Experts from around the world gathered at The Dickson Poon School of Law last week to launch a new project looking at the recent tendency towards autocratization in a number of countries, and different forms of resistance to this phenomenon.
(This article originally appears on the King's College Website)
On 10 and 11 November, the Transnational Law Institute (TLI) welcomed distinguished academics from all over the world to launch a new project, The Consortium on Global Resistance to Authoritarian Diffusion (GRAD).
The project will study authoritarian developments in selected countries and the domestic and international resistance to them. The event heard presentations on recent developments in Brazil, China, Hungary, India, South Africa and the United States, and on sanctions, transnational human rights resistance to authoritarianism and the political economy of autocratization.
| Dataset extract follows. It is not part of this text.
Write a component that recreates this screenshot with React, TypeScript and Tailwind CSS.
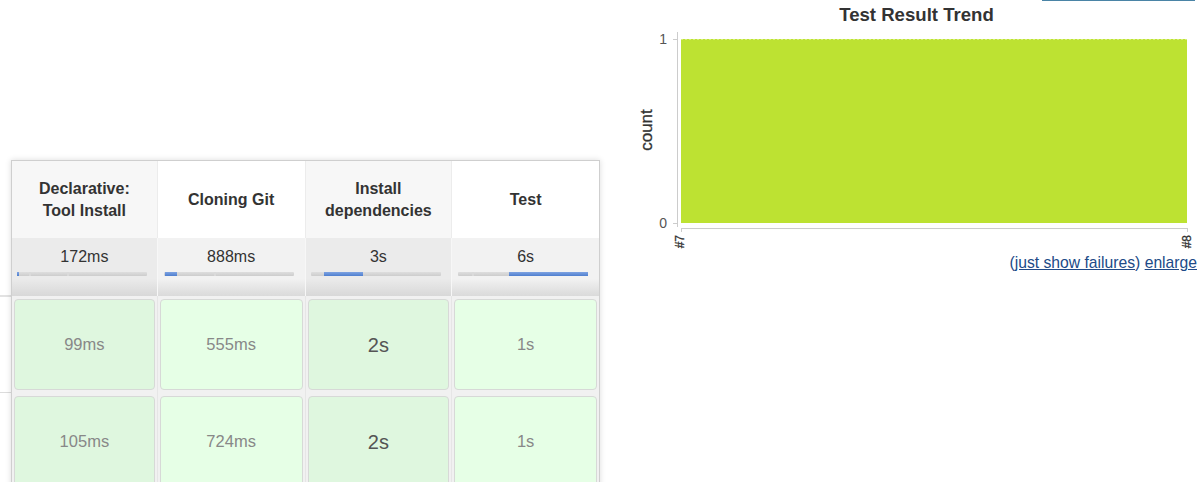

Professor Octavio Ferraz, co-Director of the Transnational Law Institute (TLI), said: “It was great to welcome friends from the US, Brazil, Hungary, India, South Africa and China to the first event of GRAD. Resistance to autocratization is not only an important topic but one which lawyers are particularly well placed to study.”
The GRAD Consortium is supported by the initial GRAD Partners: the TLI, based at The Dickson Poon School of Law, King’s College London; the Fundação Getúlio Vargas Law School in Sao Paulo (FGVLAW-SP), the University of Wisconsin Law School (UW), and the Project on Autocratic Legalism (PAL), an International Research Collaborative (IRC) within the Law and Society Association.
Fabio de Sa e Silva, Assistant Professor of International Studies & Wick Cary Professor of Brazilian Studies at the University of Oklahoma, said: “There is plenty of writing on autocratization processes and democratic decline, but not enough on legal resistance to those processes, and that is why this project is unique.”
Professor Oscar Vilheha Vieira, Professor of Constitutional Law and Dean at FGV São Paulo Law School, agreed: “The growing number of people living in countries going through a process of autocratization since 2011 is scary. There is no doubt we live in a democratic crisis.”